Part 1 – Covered in the post:

  • Proceed or pivot
  • Choosing your launch method
  • Determining your budget and business plan
  • Making a sales/marketing plan

Part 2 – Covered in next weeks post:

  • Sourcing production
  • Lining up fulfillment
  • Pricing your product

Proceed or Pivot

Once you decide that it’s time to go to the market, your spending requirements will increase dramatically. Between the upfront cost of your first production run, and the cost that a successful sales and marketing campaign requires, your cash burn rate will increase dramatically. This is why it’s critical to review all previous information to determine whether or not you’re ready to place your bet and launch.

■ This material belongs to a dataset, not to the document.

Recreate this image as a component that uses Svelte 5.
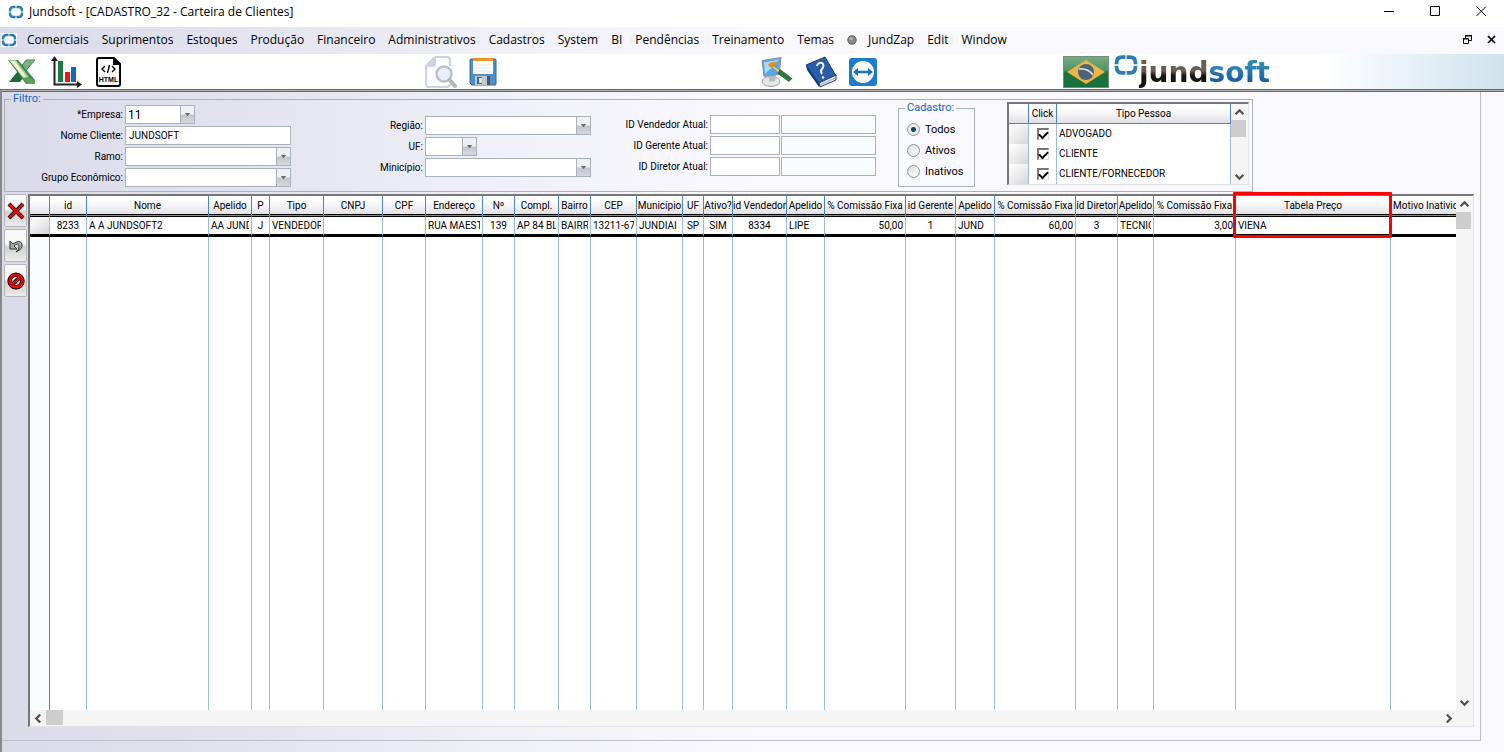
<script>
  const menus = ['Comerciais', 'Suprimentos', 'Estoques', 'Produção', 'Financeiro', 'Administrativos', 'Cadastros', 'System', 'BI', 'Pendências', 'Treinamento', 'Temas'];
  const menusEnd = ['JundZap', 'Edit', 'Window'];

  const tipos = ['ADVOGADO', 'CLIENTE', 'CLIENTE/FORNECEDOR'];
  const status = ['Todos', 'Ativos', 'Inativos'];
  let cadastro = 'Todos';

  const cols = [
    { name: 'id', w: 37, value: '8233', align: 'mid-cell' },
    { name: 'Nome', w: 122, value: 'A A JUNDSOFT2' },
    { name: 'Apelido', w: 43, value: 'AA JUND' },
    { name: 'P', w: 18, value: 'J', align: 'mid-cell' },
    { name: 'Tipo', w: 54, value: 'VENDEDOR' },
    { name: 'CNPJ', w: 59, value: '' },
    { name: 'CPF', w: 43, value: '' },
    { name: 'Endereço', w: 57, value: 'RUA MAEST' },
    { name: 'Nº', w: 32, value: '139', align: 'mid-cell' },
    { name: 'Compl.', w: 44, value: 'AP 84 BL' },
    { name: 'Bairro', w: 32, value: 'BAIRR' },
    { name: 'CEP', w: 46, value: '13211-670' },
    { name: 'Município', w: 46, value: 'JUNDIAI' },
    { name: 'UF', w: 21, value: 'SP', align: 'mid-cell' },
    { name: 'Ativo?', w: 29, value: 'SIM', align: 'mid-cell' },
    { name: 'id Vendedor', w: 54, value: '8334', align: 'mid-cell' },
    { name: 'Apelido', w: 38, value: 'LIPE' },
    { name: '% Comissão Fixa', w: 81, value: '50,00', align: 'num-cell' },
    { name: 'id Gerente', w: 50, value: '1', align: 'mid-cell' },
    { name: 'Apelido', w: 39, value: 'JUND' },
    { name: '% Comissão Fixa', w: 81, value: '60,00', align: 'num-cell' },
    { name: 'id Diretor', w: 42, value: '3', align: 'mid-cell' },
    { name: 'Apelido', w: 36, value: 'TECNIC' },
    { name: '% Comissão Fixa', w: 82, value: '3,00', align: 'num-cell' },
    { name: 'Tabela Preço', w: 155, value: 'VIENA', marked: true },
  ];
</script>

{#snippet mark()}
  <svg class="mark" viewBox="0 0 16 14" aria-hidden="true">
    <g fill="none" stroke="#2a7db5" stroke-width="2.4">
      <path d="M7.6 2H5.5Q2 2 2 5.5V6.6" /><path d="M8.4 2H10.5Q14 2 14 5.5V6.6" />
      <path d="M2 7.4V8.5Q2 12 5.5 12H7.6" /><path d="M14 7.4V8.5Q14 12 10.5 12H8.4" />
    </g>
  </svg>
{/snippet}

{#snippet chevron(dir)}
  <svg class="chevron {dir}" viewBox="0 0 8 8" aria-hidden="true">
    <path d="M0.5 5.5L4 2L7.5 5.5" fill="none" stroke="#505050" stroke-width="2" />
  </svg>
{/snippet}

{#snippet combo(id, value, size)}
  <span class="combo {size}">
    <select {id}><option>{value}</option></select>
    <svg class="drop" viewBox="0 0 14 17" aria-hidden="true"><path d="M4 7H10L7 10.5Z" fill="#6d6d6d" /></svg>
  </span>
{/snippet}

<div class="app">
  <header class="titlebar">
    {@render mark()}
    <h1>Jundsoft - [CADASTRO_32 - Carteira de Clientes]</h1>
    <div class="window-buttons">
      <button aria-label="Minimize"><svg viewBox="0 0 11 11"><path d="M0 5.5H10" stroke="#000" /></svg></button>
      <button aria-label="Maximize"><svg viewBox="0 0 11 11"><path d="M0.5 0.5H9.5V9.5H0.5Z" fill="none" stroke="#000" /></svg></button>
      <button aria-label="Close"><svg viewBox="0 0 11 11"><path d="M0.5 0.5L10 10M10 0.5L0.5 10" stroke="#000" /></svg></button>
    </div>
  </header>

  <nav class="menubar">
    <span class="menu-mark">{@render mark()}</span>
    {#each menus as m}
      <button>{m}</button>
    {/each}
    <svg class="dot" viewBox="0 0 10 10" aria-hidden="true">
      <circle cx="5" cy="5" r="4.2" fill="#8b8e8b" stroke="#555" /><circle cx="4" cy="3.6" r="1.6" fill="#b4b6b4" />
    </svg>
    {#each menusEnd as m}
      <button>{m}</button>
    {/each}
    <div class="child-buttons">
      <button aria-label="Restore window">
        <svg viewBox="0 0 9 9"><path d="M2.5 3V0.5H8.5V5.5H6M2 1H9M0.5 3.5H5.5V8.5H0.5ZM0 4H6" fill="none" stroke="#000" /></svg>
      </button>
      <button aria-label="Close window">
        <svg viewBox="0 0 9 9"><path d="M1 1L8 8M8 1L1 8" stroke="#000" stroke-width="1.7" /></svg>
      </button>
    </div>
  </nav>

  <div class="toolbar">
    <div class="tools first">
      <button aria-label="Excel">
        <svg viewBox="0 0 28 26">
          <path d="M18 1H27L14 16L9 13Z" fill="#7fae80" stroke="#4a8a58" />
          <path d="M1 23L10 12L17 16L12 23Z" fill="#1d6b3a" />
          <path d="M0 1H10L27 21V25H18Z" fill="#3d8a4e" />
          <path d="M1 1H8L21 18L17 21Z" fill="#a9c98f" />
          <path d="M2 2H7L18 17L16 19Z" fill="#eef0cf" />
          <path d="M15 19L21 18L27 22V25H19Z" fill="#5aa15c" />
        </svg>
      </button>
      <button aria-label="Gráfico">
        <svg class="chart" viewBox="0 0 32 32">
          <path d="M4.5 4V28.5H27" fill="none" stroke="#222" stroke-width="2" />
          <path d="M1 5L4.5 0L8 5ZM27 25L32 28.5L27 32Z" fill="#222" />
          <path d="M8 5H13V26H8Z" fill="#1f7a43" /><path d="M15 16H20V26H15Z" fill="#f01414" />
          <path d="M21 11H26V26H21Z" fill="#1668b8" />
        </svg>
      </button>
      <button aria-label="HTML">
        <svg class="html" viewBox="0 0 25 30">
          <path d="M3 1H18L24 7V27Q24 29 22 29H3Q1 29 1 27V3Q1 1 3 1Z" fill="#fff" stroke="#000" stroke-width="2" />
          <path d="M17 0L25 8H17Z" />
          <path d="M9 9L6 12L9 15M16 9L19 12L16 15M13.5 8L11.5 16" fill="none" stroke="#000" stroke-width="1.4" />
          <text x="12.5" y="25" text-anchor="middle">HTML</text>
        </svg>
      </button>
    </div>
    <div class="tools second">
      <button aria-label="Visualizar" disabled>
        <svg viewBox="0 0 32 32">
          <path d="M10 1H22Q25 1 25 4V10M10 1L1 10V28Q1 31 4 31H21Q25 31 25 28M10 1V8Q10 10 8 10H1" fill="none" stroke="#cdd2ea" stroke-width="2.2" />
          <path d="M10 1V10H1Z" fill="#cdd2ea" />
          <circle cx="19" cy="18" r="7.5" fill="#e7f0fb" stroke="#bcc0c6" stroke-width="2.4" />
          <path d="M24.5 24L30 30" stroke="#b3b6ba" stroke-width="4" stroke-linecap="round" />
        </svg>
      </button>
      <button aria-label="Salvar">
        <svg viewBox="0 0 28 28">
          <path d="M1 2Q1 1 2 1H26Q27 1 27 2V26Q27 27 26 27H3L1 25Z" fill="#4d8fca" stroke="#36699b" />
          <path d="M4 1H24V16H4Z" fill="#fff" /><path d="M4 0H24V3H4Z" fill="#f09524" />
          <path d="M6 7H22M6 10H22M6 13H22" stroke="#e3e6ea" />
          <path d="M6 18H21V27H6Z" fill="#c2c8ce" /><path d="M8 19H13V26H8Z" fill="#346896" />
          <path d="M10 20H13V25H10Z" fill="#dde1e5" /><path d="M18 18H21V27H18Z" fill="#4a5866" />
        </svg>
      </button>
    </div>
    <div class="tools third">
      <button aria-label="Temas">
        <svg viewBox="0 0 32 31">
          <ellipse cx="10" cy="25" rx="9" ry="5" fill="#e4e7ea" stroke="#9aa1a8" />
          <path d="M8 18H15L14 25H8Z" fill="#b5bcc4" />
          <path d="M1 4L20 1L18 18L3 20Z" fill="#56a8e8" stroke="#8795a3" />
          <path d="M3 6L18 3L10 12L4 17Z" fill="#aadcfa" />
          <path d="M7 8Q11 4 16 6L14 10Q11 12 8 10Z" fill="#e38b2e" />
          <path d="M12 9L20 14L18 17L11 11Z" fill="#e8c28a" stroke="#8b6a3f" stroke-width="0.6" />
          <path d="M19 13L31 22L28 25L17 17Z" fill="#2e7c3d" stroke="#1d5329" stroke-width="0.7" />
        </svg>
      </button>
      <button aria-label="Ajuda">
        <svg viewBox="0 0 32 32">
          <path d="M1 9L20 1L31 20L14 29Z" fill="#2b5ea9" stroke="#1c3c7d" />
          <path d="M1 9L2 14L14 31V27Z" fill="#173a7c" />
          <path d="M14 27L31 19V24L15 31Z" fill="#e8ebf0" stroke="#1c3c7d" />
          <path d="M15 29L30 22" stroke="#a5adb8" />
          <path d="M12 10Q13 6 17 7Q20 9 17 13Q15 15 17 18" fill="none" stroke="#fff" stroke-width="1.9" />
          <circle cx="18" cy="21.5" r="1.3" fill="#fff" />
        </svg>
      </button>
      <button aria-label="Suporte remoto">
        <svg viewBox="0 0 28 28">
          <rect width="28" height="28" rx="3" fill="#1c7bd0" /><circle cx="14" cy="14" r="11" fill="#fff" />
          <path d="M4 14L9 10V12.7H19V10L24 14L19 18V15.3H9V18Z" fill="#1c6fbe" />
        </svg>
      </button>
    </div>
    <div class="brand">
      <svg class="flag" viewBox="0 0 46 32" aria-label="Brasil">
        <defs>
          <linearGradient id="green" x1="0" y1="0" x2="0" y2="1">
            <stop offset="0" stop-color="#7aac84" /><stop offset="0.45" stop-color="#4c9462" /><stop offset="0.5" stop-color="#1d7640" /><stop offset="1" stop-color="#177038" />
          </linearGradient>
        </defs>
        <rect x="0.5" y="0.5" width="45" height="31" fill="url(#green)" stroke="#6f8f78" />
        <path d="M23 4L42 16L23 28L4 16Z" fill="#f0b445" />
        <circle cx="23" cy="16" r="8" fill="#4b6577" />
        <path d="M16 13Q25 12 30 19" fill="none" stroke="#d5dde3" stroke-width="1.6" />
      </svg>
      <span class="brand-mark">{@render mark()}</span>
      <strong><span>jund</span><span class="soft">soft</span></strong>
    </div>
  </div>

  <main>
    <div class="sheet">
      <fieldset class="filter">
        <legend>Filtro:</legend>
        <div class="fields first-fields">
          <label for="empresa">*Empresa:</label>{@render combo('empresa', '11', 'mid')}
          <label for="nome">Nome Cliente:</label><input id="nome" value="JUNDSOFT" />
          <label for="ramo">Ramo:</label>{@render combo('ramo', '', 'full')}
          <label for="grupo">Grupo Econômico:</label>{@render combo('grupo', '', 'full')}
        </div>
        <div class="fields place">
          <label for="regiao">Região:</label>{@render combo('regiao', '', 'full')}
          <label for="uf">UF:</label>{@render combo('uf', '', 'short')}
          <label for="municipio">Minicípio:</label>{@render combo('municipio', '', 'full')}
        </div>
        <div class="fields ids">
          {#each ['Vendedor', 'Gerente', 'Diretor'] as p}
            <label for="id-{p}">ID {p} Atual:</label>
            <input id="id-{p}" />
            <input class="readonly" aria-label="Nome {p}" readonly />
          {/each}
        </div>
        <fieldset class="status">
          <legend>Cadastro:</legend>
          {#each status as s}
            <label><input type="radio" name="cadastro" value={s} bind:group={cadastro} />{s}</label>
          {/each}
        </fieldset>
        <div class="types">
          <table>
            <thead>
              <tr><th class="sel"></th><th class="click">Click</th><th>Tipo Pessoa</th></tr>
            </thead>
            <tbody>
              {#each tipos as t}
                <tr>
                  <td class="sel"></td>
                  <td class="click"><input type="checkbox" aria-label={t} checked /></td>
                  <td>{t}</td>
                </tr>
              {/each}
            </tbody>
          </table>
          <div class="vscroll">
            <button aria-label="Subir">{@render chevron('up')}</button>
            <span class="thumb"></span>
            <button aria-label="Descer">{@render chevron('down')}</button>
          </div>
        </div>
      </fieldset>

      <div class="work">
        <div class="actions">
          <button aria-label="Excluir">
            <svg viewBox="0 0 18 18"><path d="M2 2L16 16M16 2L2 16" stroke="#000" stroke-width="4" /><path d="M2 2L16 16M16 2L2 16" stroke="#f00" stroke-width="2.4" /></svg>
          </button>
          <button aria-label="Desfazer">
            <svg viewBox="0 0 18 18">
              <path d="M3 4V12H10L7 9Q11 5 12 9Q13 12 9 15Q16 12 15 7Q13 2 6 7Z" fill="#a9b3a9" stroke="#333" />
            </svg>
          </button>
          <button aria-label="Cancelar">
            <svg viewBox="0 0 18 18">
              <g fill="none"><circle cx="9" cy="9" r="6.3" stroke="#000" stroke-width="4.6" /><path d="M5 13L13 5" stroke="#000" stroke-width="4" />
              <circle cx="9" cy="9" r="6.3" stroke="#f00" stroke-width="2.6" /><path d="M4.5 13.5L13.5 4.5" stroke="#f00" stroke-width="2.2" /></g>
            </svg>
          </button>
        </div>

        <div class="grid">
          <div class="grid-body">
            <table>
              <colgroup>
                <col style="width: 20px" />
                {#each cols as c}<col style="width: {c.w}px" />{/each}
                <col />
              </colgroup>
              <thead>
                <tr>
                  <th></th>
                  {#each cols as c}
                    <th class:marked={c.marked}>{c.name}{#if c.marked}<span class="frame"></span>{/if}</th>
                  {/each}
                  <th class="last">Motivo Inatividade</th>
                </tr>
              </thead>
              <tbody>
                <tr class="row">
                  <td class="sel"></td>
                  {#each cols as c}
                    <td class={c.align}><div>{c.value}</div></td>
                  {/each}
                  <td></td>
                </tr>
                <tr class="rest">
                  <td class="gutter"></td>
                  {#each cols as c}<td></td>{/each}
                  <td></td>
                </tr>
              </tbody>
            </table>
            <div class="vscroll">
              <button aria-label="Rolar para cima">{@render chevron('up')}</button>
              <span class="thumb"></span>
              <button aria-label="Rolar para baixo">{@render chevron('down')}</button>
            </div>
          </div>
          <div class="hscroll">
            <button aria-label="Rolar para a esquerda">{@render chevron('left')}</button>
            <span class="thumb"></span>
            <button aria-label="Rolar para a direita">{@render chevron('right')}</button>
          </div>
        </div>
      </div>
    </div>
  </main>
</div>

<style>
:global(body) {
  margin: 0;
}

.app {
  --line: #a9b2ba;
  --blue: #4d84c4;
  --shade: linear-gradient(90deg, #dadae9 0, #e4e4f0 250px, #f0f0f8 500px, #f9f9fd 750px);
  display: flex;
  flex-direction: column;
  height: 100vh;
  font: 12px/16px "Open Sans", "Noto Sans", sans-serif;
  color: #000;
  overflow: hidden;
}

.app *, .app {
  box-sizing: border-box;
}

button {
  padding: 0;
  border: 0;
  background: none;
  font: inherit;
  color: inherit;
}

svg {
  display: block;
}

/* Title bar */
.titlebar {
  display: flex;
  align-items: center;
  height: 27px;
  padding: 0 0 4px 8px;
  gap: 5px;
  background: #fff;
}

.mark {
  width: 16px;
  height: 14px;
}

h1 {
  margin: 0;
  flex: 1;
  font-size: 12px;
  font-weight: normal;
}

.window-buttons {
  display: flex;
}

.window-buttons button {
  display: grid;
  place-items: center;
  width: 46px;
  height: 23px;
}

.window-buttons svg {
  width: 11px;
  height: 11px;
}

/* Menu */
.menubar {
  display: flex;
  align-items: center;
  height: 27px;
  padding: 0 8px 2px 1px;
  gap: 13px;
  background: var(--shade);
}

.menu-mark {
  margin-right: -3px;
  background: #fff;
}

.dot {
  width: 10px;
  height: 10px;
  margin-right: -2px;
}

.child-buttons {
  display: flex;
  gap: 15px;
  margin-left: auto;
}

.child-buttons svg {
  width: 9px;
  height: 9px;
}

/* Toolbar */
.toolbar {
  display: flex;
  align-items: center;
  height: 36px;
  border-bottom: 1px solid #666;
  background: linear-gradient(90deg, transparent 88%, #e6f1f7 94%, #cfe2ec), #fff;
}

.tools {
  display: flex;
  align-items: center;
  gap: 14px;
  padding-left: 8px;
}

.tools svg {
  width: 28px;
  height: 26px;
}

.tools .chart {
  width: 32px;
  height: 32px;
}

.tools .html {
  width: 25px;
  height: 30px;
}

.html text {
  font: bold 7px "Liberation Sans", sans-serif;
}

.first {
  flex: 0 0 424px;
}

.second {
  flex: 0 0 337px;
  padding-left: 1px;
  gap: 12px;
}

.second svg, .third svg {
  width: 32px;
  height: 32px;
}

.second button:last-child svg, .third button:last-child svg {
  width: 28px;
  height: 28px;
}

.third {
  flex: 0 0 302px;
  padding-left: 0;
  gap: 12px;
}

.brand {
  display: flex;
  align-items: center;
  gap: 4px;
  height: 35px;
}

.flag {
  width: 46px;
  height: 32px;
}

.brand-mark {
  align-self: flex-start;
}

.brand-mark .mark {
  width: 26px;
  height: 22px;
}

.brand strong {
  align-self: flex-end;
  margin-left: -4px;
  font: bold 28px/32px "DejaVu Sans", sans-serif;
}

.brand strong span {
  background: linear-gradient(#6b5d54 45%, #171310 60%);
  background-clip: text;
  color: transparent;
}

.brand strong .soft {
  background: linear-gradient(#2f86b5 30%, #1558a5 80%);
  background-clip: text;
}

/* Form area */
main {
  flex: 1;
  display: flex;
  min-height: 0;
  padding: 1px 23px 11px 0;
  border-top: 1px solid #b4b4b4;
  border-left: 2px solid #888;
  background: var(--shade);
  box-shadow: inset 0 1px #666;
  font: 10px/14px Roboto, "Liberation Sans", sans-serif;
}

.sheet {
  flex: 1;
  display: flex;
  flex-direction: column;
  min-width: 0;
  padding: 1px 6px 13px 2px;
  border-right: 1px solid #bfbfc2;
  border-bottom: 1px solid #bfbfc2;
}

fieldset {
  margin: 0;
  padding: 0;
  border: 1px solid var(--line);
  min-width: 0;
}

legend {
  padding: 0 2px;
  font-size: 11px;
  line-height: 12px;
  color: #1464c0;
}

.filter {
  display: flex;
  align-items: flex-start;
  width: 1249px;
  max-width: 100%;
  height: 99px;
}

.filter > legend {
  margin-left: 6px;
}

.fields {
  display: grid;
  grid-template-columns: 1fr 166px;
  align-items: center;
  gap: 2px;
}

.fields label {
  text-align: right;
  white-space: nowrap;
}

.fields input, .combo {
  width: 100%;
  height: 19px;
  border: 1px solid var(--line);
  background: #fff;
}

.fields input {
  padding: 0 3px;
  font: inherit;
}

.fields .readonly {
  background: #fafdfe;
}

.first-fields {
  flex: 0 0 286px;
}

.place {
  flex: 0 0 300px;
  padding-top: 11px;
}

.ids {
  flex: 0 0 286px;
  grid-template-columns: 1fr 70px 95px;
  padding-top: 10px;
}

.ids input + input {
  margin-left: -1px;
}

.combo {
  display: flex;
}

.combo.mid {
  width: 70px;
}

.combo.short {
  width: 52px;
}

.combo select {
  flex: 1;
  min-width: 0;
  padding: 0 2px;
  border: 0;
  appearance: none;
  background: none;
  font: inherit;
}

.mid select {
  font-size: 12px;
}

.drop {
  width: 14px;
  height: 17px;
  border-left: 1px solid var(--line);
  background: linear-gradient(#eef0f4 45%, #c3c7cd 55%, #d5d8de);
}

.status {
  width: 77px;
  height: 85px;
  margin: -3px 0 0 21px;
  padding: 5px 0 0 8px;
  font-size: 11px;
}

.status legend {
  margin-left: -2px;
}

.status label {
  display: flex;
  align-items: center;
  gap: 5px;
  height: 21px;
}

.status input {
  appearance: none;
  width: 13px;
  height: 13px;
  margin: 0;
  border: 1px solid #8e959c;
  border-radius: 50%;
  background: linear-gradient(135deg, #d8dde2, #fff);
}

.status input:checked {
  background: radial-gradient(circle, #1d4056 0 2px, #e9eef2 3px);
}

/* Client types */
.types {
  display: flex;
  width: 242px;
  height: 83px;
  margin: -3px 0 0 32px;
  border: solid #777;
  border-width: 2px 1px 1px 2px;
  border-right-color: #e3e3e3;
  border-bottom-color: #e3e3e3;
  background: #fff;
  overflow: hidden;
}

table {
  flex: 1;
  table-layout: fixed;
  border-collapse: separate;
  border-spacing: 0;
}

th {
  padding: 0;
  font-weight: normal;
  white-space: nowrap;
  border-right: 1px solid var(--blue);
  background: linear-gradient(#fff 20%, #f3f3f6 55%, #dedee4);
}

td {
  padding: 0 2px;
  white-space: nowrap;
  border-right: 1px solid #9dbce2;
}

.types th {
  height: 20px;
  border-bottom: 1px solid var(--blue);
}

.types td {
  height: 20px;
}

.types .sel {
  width: 20px;
}

.types td.sel, .row .sel {
  background: linear-gradient(90deg, #fff8, #ccc4), linear-gradient(#fff, #d6d6dc);
}

.types .click {
  width: 28px;
  text-align: center;
}

.click input {
  appearance: none;
  display: grid;
  justify-items: center;
  width: 12px;
  height: 12px;
  margin: 0 auto;
  border: solid #777;
  border-width: 2px 1px 1px 2px;
  border-right-color: #ddd;
  border-bottom-color: #ddd;
}

.click input:checked::before {
  content: "";
  width: 7px;
  height: 4px;
  margin-top: 1px;
  border: solid #000;
  border-width: 0 0 2px 2px;
  transform: rotate(-45deg);
}

/* Scrollbars */
.vscroll, .hscroll {
  display: flex;
  background: #f5f5f5;
}

.vscroll {
  flex: 0 0 17px;
  flex-direction: column;
}

.vscroll button, .hscroll button {
  display: grid;
  place-items: center;
  width: 16px;
  height: 16px;
}

.vscroll button:last-child {
  margin-top: auto;
}

.hscroll button:last-child {
  margin-left: auto;
}

.thumb {
  width: 15px;
  height: 17px;
  background: #cdcdcd;
}

.hscroll .thumb {
  width: 17px;
  height: 15px;
}

.chevron {
  width: 9px;
  height: 9px;
}

.chevron.down {
  transform: rotate(180deg);
}

.chevron.left {
  transform: rotate(-90deg);
}

.chevron.right {
  transform: rotate(90deg);
}

/* Work area */
.work {
  flex: 1;
  display: flex;
  min-height: 0;
  padding-top: 2px;
}

.actions {
  display: flex;
  flex-direction: column;
  gap: 2px;
  width: 24px;
}

.actions button {
  display: grid;
  place-items: center;
  width: 23px;
  height: 33px;
  border: 1px solid #b4b5bb;
  border-radius: 2px;
  background: linear-gradient(#f8f8f8 45%, #cfcfcf 55%, #ededed);
}

.actions svg {
  width: 18px;
  height: 18px;
}

.grid {
  flex: 1;
  display: flex;
  flex-direction: column;
  min-width: 0;
  border: solid #777;
  border-width: 2px 1px 1px 2px;
  border-right-color: #e3e3e3;
  border-bottom-color: #e3e3e3;
  background: #fff;
}

.grid-body {
  flex: 1;
  display: flex;
  min-height: 0;
}

.grid table {
  width: 100%;
  height: 100%;
}

.grid th {
  height: 20px;
  border-bottom: 1px solid #c87a28;
  box-shadow: inset 0 -1px #000;
}

.grid .marked {
  position: relative;
}

.frame {
  position: absolute;
  top: -4px;
  left: -3px;
  width: 159px;
  height: 46px;
  border: 3px solid #f00;
  border-radius: 1px;
}

.grid .last {
  padding-left: 2px;
  text-align: left;
  overflow: hidden;
}

.grid th:last-child, .grid td:last-child {
  border-right: 0;
}

.row td {
  height: 21px;
  border-top: 1px solid #000;
  border-bottom: 3px solid #000;
}

.rest {
  height: 100%;
}

.row div {
  overflow: hidden;
}

.mid-cell {
  text-align: center;
}

.num-cell {
  text-align: right;
}

.gutter {
  background: #fafdfe;
  border-right-color: var(--blue);
}

.hscroll {
  height: 16px;
  padding-right: 17px;
}
</style>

Prior to launching its critical to make sure everyone in your team is ready to go all in. Your business plan should be reviewed, product pricing should be agreed upon, product advantages and sales points outlined, potential negative feedback determined, market advantages reviewed and more. Once you finish your pre-launch preparation meeting if the agreement is unanimous to move forward then its time to proceed to start becoming launch ready.

It should be mentioned that some may never feel ready to take the plunge to launch and while you can always do more homework at some point there are negligible returns with more effort. It’s impossible to know with 100% confidence that your product will be a success, all you can do is prepare adequately and work hard to make it succeed. It’s also good to get in the mentality to be prepared to hear “no” a lot. Launching a new brand and product requires a lot of grit. Most successful founders had to get used to hearing “no” or “not at this time” over and over again from retail buyers and those who are established in the market or may have other brand loyalties during the start of their companies. Luckily for founders, many times it only takes one “yes” from a serious customer or buyer to get off the ground and what you learn from getting to the “yes” is crucial in building your business and brand moving forward.

Today’s market is very skeptical of change including new brands or new solutions. This is why it was important to get out the door during the development phase to test your hypothesis with as many potential customers as you can in order to gather honest feedback so that you can proceed through the initial rejections most face while entering the market with more confidence. In the end the most important component for a launch team is to completely believe in the product with strong market reasoning and data. Should there be good reasoning to change your product offering for example, you can target a larger market by making a simple change, or you need to allow more competitive pricing through designing for manufacturability, then you may want to look into pivoting prior to proceeding to the next phase. However, every time you pivot you are also eating into your budget that could have been spent on marketing and sales efforts or production, and it further delays your launch which is why its important to weigh the pros and cons of the pivot to determine whether its worth it or if you should move forward to launching.

Choosing Your Launch Method

Congratulations, you’ve reached the point at which you’re deciding to go all in on your launch! Take a deep breath, celebrate your accomplishments by treating yourself for getting this far and get ready to begin moving to the next phase.

Today there are three primary launch options.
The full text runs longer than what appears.